* _What you have to do_:
Lines that contain the string "components" are to be copied; leave out all others.

* _Material_:
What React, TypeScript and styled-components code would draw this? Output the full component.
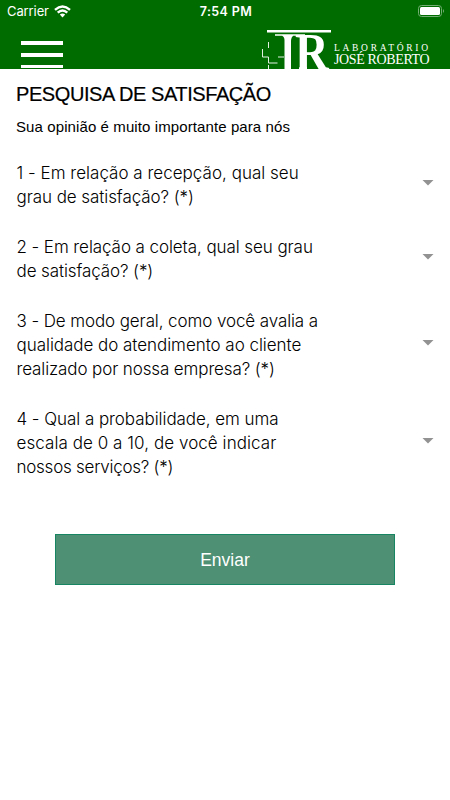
import React from 'react';
import styled, { createGlobalStyle } from 'styled-components';

const GlobalStyle = createGlobalStyle`
  * { box-sizing: border-box; }
  body { margin: 0; background: #fff; font-family: "Liberation Sans", Arial, sans-serif; color: #000; }
`;

const Screen = styled.div`
  width: 450px;
  height: 800px;
  background: #fff;
`;

const Header = styled.header`
  height: 69px;
  background: #006c00;
  color: #fff;
`;

const StatusBar = styled.div`
  display: grid;
  grid-template-columns: 1fr auto 1fr;
  align-items: center;
  height: 23px;
  padding: 0 5px 0 7px;
  font: 13px/23px Inter, sans-serif;
`;

const Carrier = styled.div`
  display: flex;
  align-items: center;
  gap: 5px;
  letter-spacing: -0.1px;
`;

const Clock = styled.div`
  font-weight: 600;
  font-size: 12.5px;
  letter-spacing: 0.4px;
`;

const Battery = styled.svg`
  justify-self: end;
`;

const NavBar = styled.div`
  display: flex;
  justify-content: space-between;
  height: 46px;
  padding: 0 20px 0 21px;
`;

const MenuButton = styled.button`
  display: flex;
  flex-direction: column;
  gap: 8px;
  width: 42px;
  padding: 18px 0 0;
  border: 0;
  background: none;
`;

const MenuLine = styled.span<{ $thickness?: number }>`
  flex: none;
  height: ${p => p.$thickness ?? 4}px;
  background: #fff;
`;

const Brand = styled.div`
  display: flex;
  gap: 3px;
`;

const Monogram = styled.svg`
  overflow: visible;
`;

const BrandText = styled.div`
  padding-top: 20px;
  width: 96px;
  font-family: "Liberation Serif", serif;
  white-space: nowrap;
`;

const BrandSmall = styled.div`
  font-size: 9.5px;
  line-height: 10px;
  letter-spacing: 2.7px;
`;

const BrandName = styled.div`
  font-size: 14px;
  line-height: 13px;
  letter-spacing: -0.37px;
`;

const Title = styled.h1`
  margin: 0;
  padding: 13px 16px 0;
  font-size: 20px;
  line-height: 24px;
  font-weight: 400;
  letter-spacing: -0.42px;
  -webkit-text-stroke: 0.2px #000;
`;

const Subtitle = styled.p`
  margin: 0;
  padding: 11px 16px 0;
  font-size: 15px;
  line-height: 20px;
  letter-spacing: 0.1px;
`;

const Questions = styled.div`
  display: flex;
  flex-direction: column;
  gap: 25px;
  padding: 23px 16px 0 16.5px;
`;

const Question = styled.div`
  display: flex;
  align-items: center;
  justify-content: space-between;
`;

const Prompt = styled.div`
  padding-top: 1px;
  font: 300 17px/24px Inter, sans-serif;
`;

const Line = styled.div<{ $spacing: number }>`
  letter-spacing: ${p => p.$spacing}px;
  white-space: nowrap;
`;

const Caret = styled.svg`
  flex: none;
  margin-top: -4px;
`;

const Submit = styled.button`
  display: block;
  width: 340px;
  height: 51px;
  margin: 55px 0 0 55px;
  padding: 1px 0 0;
  border: 1px solid #188562;
  background: #4d9073;
  color: #fff;
  font: 17.5px "Liberation Sans", Arial, sans-serif;
`;

const questions: [string, number][][] = [
  [['1 - Em relação a recepção, qual seu', 0.02], ['grau de satisfação? (*)', -0.07]],
  [['2 - Em relação a coleta, qual seu grau', -0.08], ['de satisfação? (*)', -0.1]],
  [['3 - De modo geral, como você avalia a', -0.1], ['qualidade do atendimento ao cliente', -0.04], ['realizado por nossa empresa? (*)', -0.12]],
  [['4 - Qual a probabilidade, em uma', -0.06], ['escala de 0 a 10, de você indicar', 0.06], ['nossos serviços? (*)', -0.25]],
];

const App = () => (
  <Screen>
    <GlobalStyle />
    <Header>
      <StatusBar>
        <Carrier>
          Carrier
          <svg width="17" height="13" viewBox="0 0 17 13" fill="none" stroke="#fff" strokeWidth="2.4">
            <path d="M1 4.8Q8.5-1.9 16 4.8M3.7 7.7Q8.5 3.4 13.3 7.7" />
            <path d="M5.8 9.6Q8.5 7.4 11.2 9.6L8.5 12.5Z" fill="#fff" stroke="none" />
          </svg>
        </Carrier>
        <Clock>7:54 PM</Clock>
        <Battery width="27" height="13" viewBox="0 0 27 13">
          <rect x="0.5" y="0.5" width="23" height="11" rx="3" fill="none" stroke="#75ae75" />
          <rect x="2" y="2" width="20" height="8" rx="1.5" fill="#fff" />
          <path d="M25 4Q27 6 25 8Z" fill="#75ae75" />
        </Battery>
      </StatusBar>
      <NavBar>
        <MenuButton aria-label="Menu"><MenuLine /><MenuLine /><MenuLine $thickness={3} /></MenuButton>
        <Brand>
          <Monogram width="70" height="46" viewBox="261 23 70 46" fill="#fff">
            <path d="M267 30h64v2.4h-64zM275 34.3h30v1.4h-30zM281 35h13Q291 37 291 41v28h-6.5V40Q284.5 36.500 281 35z" />
            <path d="M268.5 42v6M262.5 49v8h6v6h9M278 57h6M268.5 65v4" fill="none" stroke="#e2f0e2" />
            <text transform="translate(295 70) scale(.88 1)" fontFamily="Liberation Serif" fontSize="53" fontWeight="700">R</text>
            <path d="M291 50h8v19h-8zM307 62h5v7h-5z" fill="#006c00" />
          </Monogram>
          <BrandText>
            <BrandSmall>LABORATÓRIO</BrandSmall>
            <BrandName>JOSÉ ROBERTO</BrandName>
          </BrandText>
        </Brand>
      </NavBar>
    </Header>
    <main>
      <Title>PESQUISA DE SATISFAÇÃO</Title>
      <Subtitle>Sua opinião é muito importante para nós</Subtitle>
      <Questions>
        {questions.map((lines, i) => (
          <Question key={i}>
            <Prompt>
              {lines.map(([text, spacing]) => <Line key={text} $spacing={spacing}>{text}</Line>)}
            </Prompt>
            <Caret width="12" height="6" viewBox="0 0 12 6"><path d="M.5 0h11L6 5.500z" fill="#929292" /></Caret>
          </Question>
        ))}
      </Questions>
      <Submit>Enviar</Submit>
    </main>
  </Screen>
);

export default App;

* _Complete answer_:
What React, TypeScript and styled-components code would draw this? Output the full component.
import styled, { createGlobalStyle } from 'styled-components';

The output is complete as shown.